Under a recent court ruling, the Federal Fiscal Court's Grand Senate (the "German FFC" and such ruling, the "FFC Ruling") has now held that the Tax Restructuring Decree is not an interpretation of law and thus has no basis in applicable law. Waiving a tax in specific cases for equitable reasons may be justifiable for individual cases, but a general decree subsidizing restructurings without evaluating the specifics of the individual case needs a basis in law.

WHAT RESULTS FROM THE COURT RULING FOR CORPORATE RESTRUCTURINGS IN PRACTICE?

For existing cases where the restructuring has or is in the process of being implemented, there are four different scenarios that need to be reviewed:

1) In cases where a binding letter ruling applying the Tax Restructuring Decree (a "Binding Tax Ruling") was obtained and the company's debt has actually been restructured or otherwise cancelled, the Binding Tax Ruling can in principle no longer be withdrawn. There is a risk, however, that in such cases the waiver of the tax constitutes unlawful state aid (since the waiver of the respective tax on the CODI was not notified with the EU Commission).

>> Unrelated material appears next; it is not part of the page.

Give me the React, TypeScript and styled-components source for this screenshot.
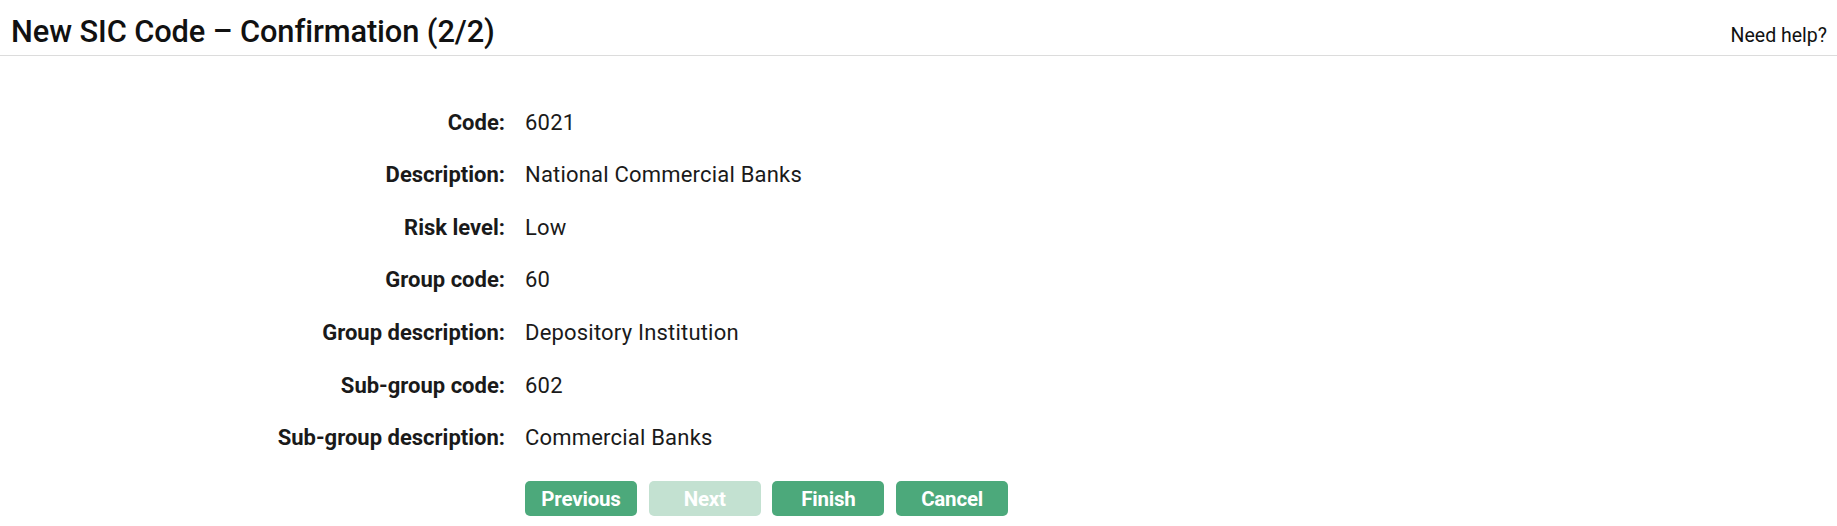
import React from "react";
import styled, { createGlobalStyle } from "styled-components";

const GlobalStyle = createGlobalStyle`
  html, body {
    margin: 0;
    padding: 0;
    background: #ffffff;
    font-family: Roboto, "Noto Sans", "Liberation Sans", sans-serif;
    color: #1c1c1c;
  }
  * { box-sizing: border-box; }
`;

const Page = styled.div`
  width: 100%;
`;

const Header = styled.header`
  display: flex;
  justify-content: space-between;
  align-items: baseline;
  padding: 14px 10px 5px 11px;
  border-bottom: 1px solid #dcdcdc;
`;

const Title = styled.h1`
  margin: 0;
  font-size: 30.8px;
  line-height: 36px;
  font-weight: 500;
  color: #111;
  letter-spacing: -0.1px;
`;

const HelpLink = styled.a`
  font-size: 19.5px;
  color: #111;
  text-decoration: none;
  cursor: pointer;
`;

const Form = styled.div`
  display: grid;
  grid-template-columns: 505px max-content;
  column-gap: 20px;
  row-gap: 20.67px;
  margin-top: 50.5px;
`;

const Label = styled.div`
  text-align: right;
  font-size: 22px;
  line-height: 32px;
  font-weight: 700;
  color: #1a1a1a;
  letter-spacing: 0;
`;

const Value = styled.div`
  font-size: 22px;
  line-height: 32px;
  font-weight: 400;
  color: #1a1a1a;
  letter-spacing: 0.2px;
`;

const Actions = styled.div`
  grid-column: 2;
  display: flex;
  gap: 11.7px;
  margin-top: 6px;
`;

const Button = styled.button<{ $disabled?: boolean }>`
  width: 112px;
  height: 35px;
  border: none;
  border-radius: 5px;
  background: ${(p) => (p.$disabled ? "#c3e1d1" : "#4ca97b")};
  color: #ffffff;
  font-family: Roboto, "Noto Sans", "Liberation Sans", sans-serif;
  font-size: 20.5px;
  font-weight: 700;
  letter-spacing: -0.2px;
  padding: 0;
  cursor: ${(p) => (p.$disabled ? "default" : "pointer")};
`;

const rows: [string, string][] = [
  ["Code:", "6021"],
  ["Description:", "National Commercial Banks"],
  ["Risk level:", "Low"],
  ["Group code:", "60"],
  ["Group description:", "Depository Institution"],
  ["Sub-group code:", "602"],
  ["Sub-group description:", "Commercial Banks"],
];

export default function App() {
  return (
    <Page>
      <GlobalStyle />
      <Header>
        <Title>New SIC Code – Confirmation (2/2)</Title>
        <HelpLink>Need help?</HelpLink>
      </Header>
      <Form>
        {rows.map(([label, value]) => (
          <React.Fragment key={label}>
            <Label>{label}</Label>
            <Value>{value}</Value>
          </React.Fragment>
        ))}
        <Actions>
          <Button>Previous</Button>
          <Button $disabled disabled>
            Next
          </Button>
          <Button>Finish</Button>
          <Button>Cancel</Button>
        </Actions>
      </Form>
    </Page>
  );
}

This would require that the European Commission exercises its right under the EU treaties against Germany to demand the alteration or abolishment of the waiver. Presently we have no indication that this will happen. In a recent decision, however, the European Court of Justice ("ECJ") has interpreted state aid to encompass a broader scope of beneficial tax regimes, thus increasing the risk that the tax relief provided by the Tax Restructuring Decree (including restructurings for which a Binding Tax Ruling was received) is deemed an unlawful tax subsidy.

2) In cases where as of the publication of the FFC Ruling a Binding Tax Ruling was obtained but the restructuring or cancellation of debt has not yet occurred, there is a risk that the Binding Tax Ruling can be revoked on the basis of the FFC Ruling.

3) In cases of past restructurings that did not have a Binding Tax Ruling, the Restructuring Tax Decree can no longer be applied and it is very unlikely that the now applicable tax will be waived on equitable grounds.

4) Tax relief from CODI is no longer available for future restructurings based on the criteria set out in the Tax Restructuring Decree but only if the specific circumstances of the individual case justify a tax relief.

Thus, the FFC Ruling currently prevents the German tax authorities from issuing further favorable rulings based on the Tax Restructuring Decree until the German Parliament (Bundestag and Bundesrat) has provided sufficient legal basis for future tax exemptions on corporate restructuring measures. According to Government sources, experts from the federal and state tax administrations are expected to come up soon with a joint proposal for new rules considering both the needs of market participants and EU law implications in respect of state aid.

WHAT CAN BE DONE IN THE INTERIM UNTIL NEW RULES FOR TAX EXEMPT CODI ARE RELEASED?

In the interim, it is unlikely that a favorable ruling on the tax exemption of CODI can be obtained from the German tax authorities even if the circumstances of a particular case might otherwise justify an exemption on equitable grounds. We therefore recommend an alternative approach to avoiding or minimizing CODI.

Depending on a client's particular situation, we have developed alternative routes to commercially achieve a debt restructuring without triggering taxable CODI.

A few examples illustrate the potential (interim) solutions:

  • Creation of new holding company: A restructuring of the debt can be achieved by contributing the debt together with the existing equity of the debtor company to a new holding company in return for new securities (debt and stock) reflecting the waterfall intended by the stakeholders.
  • Subordination of claims: Claims can be subordinated to the most extent legally possible to come near to equity qualification without triggering a capital gain. Deferring the payment of principal and interest on the debt can achieve the desired economic outcome in many cases without losing the characterization of debt for tax purposes.
  • Tranching of shareholder loans: Taxable CODI is triggered only in respect of the worthless, nonrecoverable portion of the debt. If debt is split into a first ranking portion that is still in the money and a second ranking portion that is not in the money the first ranking portion can be waived without triggering CODI. The tranching is only an option for shareholder loans, since a waiver of a third party claim triggers CODI in either case. However, the sale of a third party loan to a shareholder (even with an earn out in case of betterment) could be considered to allow for tranching. The option of tranching and waiving of loans is open to all shareholders regardless of the percentage of their shareholdings.

These are just some examples. There may be other ways as well, depending on a company's particular situation, to plan around or manage taxable CODI. Accordingly, although losing the benefit of the Tax Restructuring Decree does make tax optimized German restructurings more challenging; it is often still possible to achieve a restructuring with minimal or no taxable CODI for German tax purposes.

We expect the abovementioned structures to become more popular in the aftermath of the German FFC Ruling and until the two houses of the German parliament (Bundestag and Bundesrat) have provided legal comfort, which can take some time in light of the upcoming elections to the Bundestag later in September 2017.